WE WRITE at a moment when Tehran is full of rumor that some of the hostages are about to be released. But our brief little sermon today will not have to do with the promise, anxiety or obscenity that mingles in the circumstances of those hostages in Iran. No disquisitions on how the point is not -- and never was -- whether the cruel and opportunistic captors of the Americans in Tehran would or would not allow them a good Christmas; no more -- at least not today -- admonitions about how dangerous and foolish and lulling it was for the rest of us to fall into the let's-make-the-holidays-nicer-for-the-hostages trap. And Christmas being the day it is, we will even let pass for the moment the unspeakable, if predictable, showboating of the Rev. William Sloane Coffin on the eve of his trip to Tehran.

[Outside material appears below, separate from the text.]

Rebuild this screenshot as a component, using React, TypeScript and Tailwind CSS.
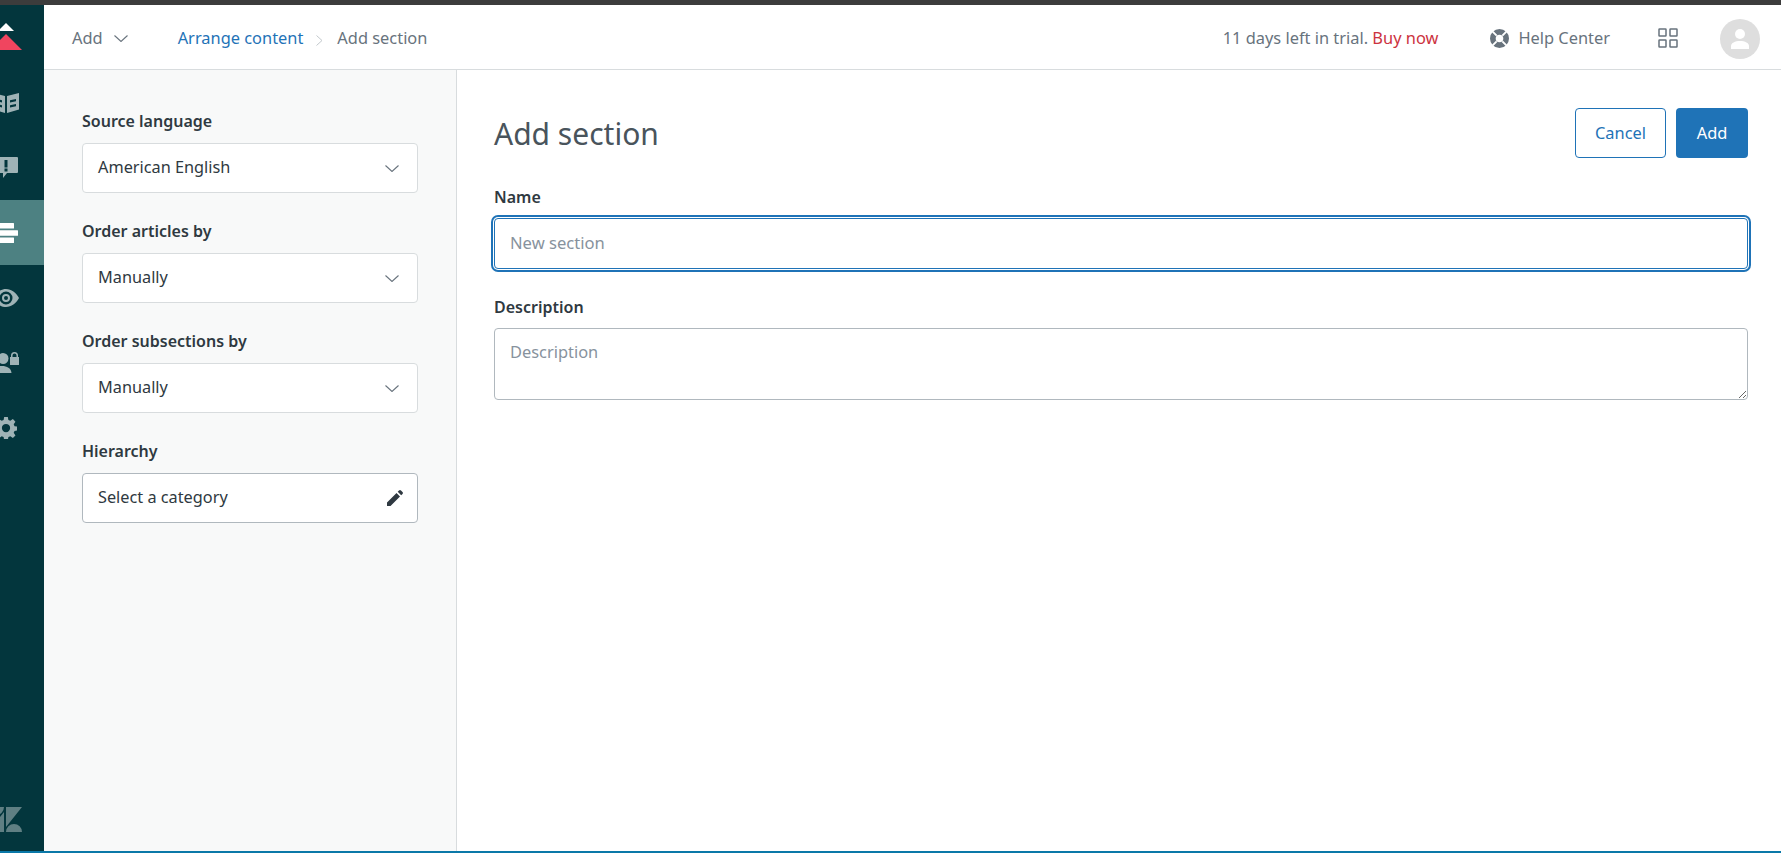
const navIcons = [
  // book
  <svg key="book" viewBox="0 0 26 20" className="w-[26px] h-[20px]" fill="#9fb3b6">
    <path d="M0 0l12 3v17l-12 -3.500zM3 6v2.200l6 1.300v-2.200zM3 11v2.200l6 1.300v-2.200zM14 3l12 -3v16.500l-12 3.500zM17 7.300v2.200l6 -1.300v-2.200zM17 12.300v2.200l6 -1.300v-2.200z" fillRule="evenodd" />
  </svg>,
  // alert bubble
  <svg key="alert" viewBox="0 0 24 21" className="w-[24px] h-[21px]" fill="#9fb3b6">
    <path d="M1 0h22a1 1 0 0 1 1 1v14a1 1 0 0 1 -1 1h-10l-4 5v-5h-8a1 1 0 0 1 -1 -1v-14a1 1 0 0 1 1 -1zM10.500 3v7.500h3v-7.500zM10.500 11.500v3h3v-3z" fillRule="evenodd" />
  </svg>,
  // arrange bars
  <svg key="bars" viewBox="0 0 24 20" className="w-[24px] h-[20px]" fill="#ffffff">
    <rect x="0" y="0" width="20" height="5.500" rx="0.500" />
    <rect x="0" y="7.300" width="24" height="5.500" rx="0.500" />
    <rect x="0" y="14.500" width="20" height="5.500" rx="0.500" />
  </svg>,
  // eye
  <svg key="eye" viewBox="0 0 26 18" className="w-[26px] h-[18px]" fill="#9fb3b6">
    <path d="M13 0c5.500 0 10 3.500 13 9c-3 5.500 -7.500 9 -13 9s-10 -3.500 -13 -9c3 -5.500 7.500 -9 13 -9zM13 2.500a6.500 6.500 0 1 0 0 13a6.500 6.500 0 0 0 0 -13zM13 5a4 4 0 1 1 0 8a4 4 0 0 1 0 -8zM13 7a2 2 0 1 0 0 4a2 2 0 0 0 0 -4z" fillRule="evenodd" />
  </svg>,
  // user + lock
  <svg key="lock" viewBox="0 0 28 21" className="w-[28px] h-[21px]" fill="#9fb3b6">
    <circle cx="11" cy="6.500" r="5.500" />
    <path d="M0 21v-2c0 -3 5 -5 10 -5s9 2 9.500 7z" />
    <path d="M19 5v-1.500a3.500 3.500 0 0 1 7 0v1.500h1v7.500a.5.5 0 0 1 -.5 .5h-8a.5.5 0 0 1 -.5 -.5v-7.500zM20.500 5h4v-1.500a2 2 0 0 0 -4 0z" fillRule="evenodd" />
  </svg>,
  // gear
  <svg key="gear" viewBox="0 0 24 24" className="w-[22px] h-[22px]" fill="#9fb3b6">
    <path d="M10 0h4l.6 3.300 2.100.9 2.800-1.900 2.800 2.800-1.900 2.800.9 2.100 3.300.6v4l-3.300.6-.9 2.100 1.900 2.800-2.800 2.800-2.800-1.900-2.100.9-.6 3.300h-4l-.6-3.300-2.100-.9-2.800 1.900-2.800-2.800 1.900-2.800-.9-2.100-3.300-.6v-4l3.300-.6.9-2.100-1.900-2.800 2.800-2.800 2.800 1.900 2.100-.9zM12 7.500a4.500 4.500 0 1 0 0 9a4.500 4.500 0 0 0 0 -9z" fillRule="evenodd" />
  </svg>,
];

function Chevron({ className = '' }: { className?: string }) {
  return (
    <svg viewBox="0 0 14 7" className={`w-[14px] h-[7px] shrink-0 ${className}`} fill="none" stroke="#68737d" strokeWidth="1.100">
      <path d="M.5 .5l6.500 6 6.500 -6" />
    </svg>
  );
}

function Sidebar() {
  return (
    <aside className="w-11 shrink-0 bg-[#03363d] overflow-hidden flex flex-col">
      <div className="-ml-4 w-[60px]">
        {/* logo */}
        <div className="h-[65px] flex flex-col items-center pt-[18px] pr-[16px]">
          <div className="w-0 h-0 border-l-[8px] border-r-[8px] border-b-[8px] border-l-transparent border-r-transparent border-b-white" />
          <div className="mt-[3px] w-0 h-0 border-l-[16px] border-r-[16px] border-b-[16px] border-l-transparent border-r-transparent border-b-[#f0455f]" />
        </div>
        {navIcons.map((icon, i) => (
          <div key={i} className={`h-[65px] flex items-center justify-center pr-[16px] ${i === 2 ? 'bg-[#4d8182]' : ''}`}>
            {icon}
          </div>
        ))}
      </div>
      <div className="mt-auto mb-[19px] -ml-[12px]">
        <svg viewBox="0 0 34 25" className="w-[34px] h-[25px]" fill="#5f7f83">
          <path d="M16 5v20h-16zM0 0h16a8 8 0 0 1 -16 0zM18 25a8 8 0 0 1 16 0zM18 20v-20h16z" />
        </svg>
      </div>
    </aside>
  );
}

function Header() {
  return (
    <header className="h-[65px] shrink-0 bg-white border-b border-[#d8dcde] flex items-center pt-[3px] text-[16.4px] text-[#68737d]">
      <div className="flex items-center ml-[28px]">
        <span>Add</span>
        <Chevron className="ml-[11px]" />
      </div>
      <a className="ml-[50px] text-[#1f73b7]">Arrange content</a>
      <svg viewBox="0 0 7 11" className="w-[7px] h-[11px] ml-[13px] mr-[14px] mt-[3px]" fill="none" stroke="#c2c8cc" strokeWidth="1">
        <path d="M.5 .5l5.500 5 -5.500 5" />
      </svg>
      <span>Add section</span>
      <div className="ml-auto flex items-center">
        <span>11 days left in trial. <span className="text-[#cc3340]">Buy now</span></span>
        <svg viewBox="0 0 20 20" className="w-[19px] h-[19px] ml-[52px]" fill="none">
          <circle cx="10" cy="10" r="7" stroke="#68737d" strokeWidth="6" />
          <path d="M2 2l5 5M18 2l-5 5M2 18l5 -5M18 18l-5 -5" stroke="#ffffff" strokeWidth="2" />
        </svg>
        <span className="ml-[9px]">Help Center</span>
        <svg viewBox="0 0 20 20" className="w-[20px] h-[20px] ml-[48px] mb-[2px]" fill="none" stroke="#68737d" strokeWidth="1.500">
          <rect x="1" y="1" width="7" height="7" rx="0.500" />
          <rect x="12" y="1" width="7" height="7" rx="0.500" />
          <rect x="1" y="12" width="7" height="7" rx="0.500" />
          <rect x="12" y="12" width="7" height="7" rx="0.500" />
        </svg>
        <div className="w-10 h-10 rounded-full bg-[#dedede] ml-[42px] mr-[21px] flex items-center justify-center">
          <svg viewBox="0 0 18 20" className="w-[18px] h-[20px]" fill="#ffffff">
            <circle cx="9" cy="5" r="5" />
            <path d="M0 20v-3c0 -3 4 -5 9 -5s9 2 9 5v3z" />
          </svg>
        </div>
      </div>
    </header>
  );
}

function Field({ label, value, pencil }: { label: string; value: string; pencil?: boolean }) {
  return (
    <div className="mb-[29px]">
      <div className="text-[16px] leading-[20px] font-semibold text-[#2f3941] mb-[11px] -mt-[1px] pb-[1px]">{label}</div>
      <div className={`h-[50px] bg-white rounded-[4px] border flex items-center justify-between pl-[15px] text-[16.3px] text-[#2f3941] ${pencil ? 'border-[#b0b8be] pr-[14px]' : 'border-[#d8dcde] pr-[18px]'}`}>
        <span className="-mt-[1px]">{value}</span>
        {pencil ? (
          <svg viewBox="0 0 16 16" className="w-[16px] h-[16px]" fill="#2f3941">
            <path d="M0 16v-3.500l9.500 -9.500 3.500 3.500 -9.500 9.500zM10.700 1.800l1.300 -1.300a1.500 1.500 0 0 1 2 0l1.500 1.500a1.500 1.500 0 0 1 0 2l-1.300 1.300z" />
          </svg>
        ) : (
          <Chevron />
        )}
      </div>
    </div>
  );
}

export default function App() {
  return (
    <div className="h-[853px] flex flex-col overflow-hidden bg-white font-['Noto_Sans','Open_Sans',sans-serif]">
      <div className="h-[5px] shrink-0 bg-[#3c3c3c]" />
      <div className="flex flex-1 min-h-0">
        <Sidebar />
        <div className="flex-1 flex flex-col min-w-0">
          <Header />
          <div className="flex flex-1 min-h-0">
            <div className="w-[413px] shrink-0 bg-[#f8f9f9] border-r border-[#d8dcde] pl-[38px] pr-[38px] pt-[42px]">
              <Field label="Source language" value="American English" />
              <Field label="Order articles by" value="Manually" />
              <Field label="Order subsections by" value="Manually" />
              <Field label="Hierarchy" value="Select a category" pencil />
            </div>
            <main className="flex-1 min-w-0 pl-[37px] pr-[33px] pt-[38px]">
              <div className="flex items-center justify-between h-[50px]">
                <h1 className="text-[30px] leading-[40px] pt-[1px] text-[#49545c] font-normal">Add section</h1>
                <div className="flex gap-[10px]">
                  <button className="w-[91px] h-[50px] rounded-[4px] border border-[#1f73b7] bg-white text-[#1f73b7] text-[16.4px]">Cancel</button>
                  <button className="w-[72px] h-[50px] rounded-[4px] bg-[#1f73b7] text-white text-[16.4px]">Add</button>
                </div>
              </div>
              <label className="block mt-[29px] text-[16px] leading-[20px] font-semibold text-[#2f3941] mb-[11px]">Name</label>
              <input
                placeholder="New section"
                className="block w-full h-[51px] rounded-[4px] border border-[#1f73b7] bg-white pl-[15px] pb-[2px] text-[16.6px] placeholder:text-[#87929d] outline-none shadow-[0_0_0_1px_#ffffff,0_0_0_3px_#1f73b7]"
              />
              <label className="block mt-[28px] text-[16px] leading-[20px] font-semibold text-[#2f3941] mb-[11px]">Description</label>
              <textarea
                placeholder="Description"
                className="block w-full h-[72px] rounded-[4px] border border-[#b0b8be] bg-white pl-[15px] pt-[11px] text-[16.4px] leading-[24px] placeholder:text-[#87929d] outline-none"
              />
            </main>
          </div>
        </div>
      </div>
      <div className="h-[2px] shrink-0 bg-[#0a78a8]" />
    </div>
  );
}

We ask you only to meditate on the importance of the hostages, not as political pawns, but rather as human victims whose experience of terror and injustice has caught the country's and the world's imagination. What has been so heartening is that the sense of their misfortune and the widespread anger it has generated have withstood the inevitable sophistries that those gifted with superficial, witless and cynical minds have regularly offered up. As, for example, the relative insignificance of the hostages when you count them -- 50 persons held hostages, compared with 50,000 American dead in Indochina and however many dead the people who ply this line like to throw in from scenes of 20th-century carnage around the world.
This approach is dismissive. In suggesting that only vast numbers of victims and high degrees of goriness can qualify as suffering worthy of public consternation, the "quantifiers" of anguish merely prove that nothing matters. If it takes hundreds or hundreds of thousands of human casualties to count, what is even being counted? Does the cruelty inflicted on a single human being matter or doesn't it? It is our observation that generally those who use whatever outrage or tragdey is at hand to point to another larger one that has gone unnoted are not arguing for heightened attention to the plight of those numerous others -- they are only suggesting that the subject be changed.
The subject of the hostages should not be changed until they are all home -- and even then the subject should not be dropped. But for now, for Christmas Day, it seems enough just to observe that they have at once remained, in the public mind, maltreated individuals and in some sense, by virtue of that, sorrowful emblems of suffering and injustice elsewhere. Concern for such people does not limit your sympathies or narrow your ability to imagine the plight of people in other, perhaps far worse, circumstances.It enlarges that capacity and makes the result more vivid, more real. Let us think about the hostages today.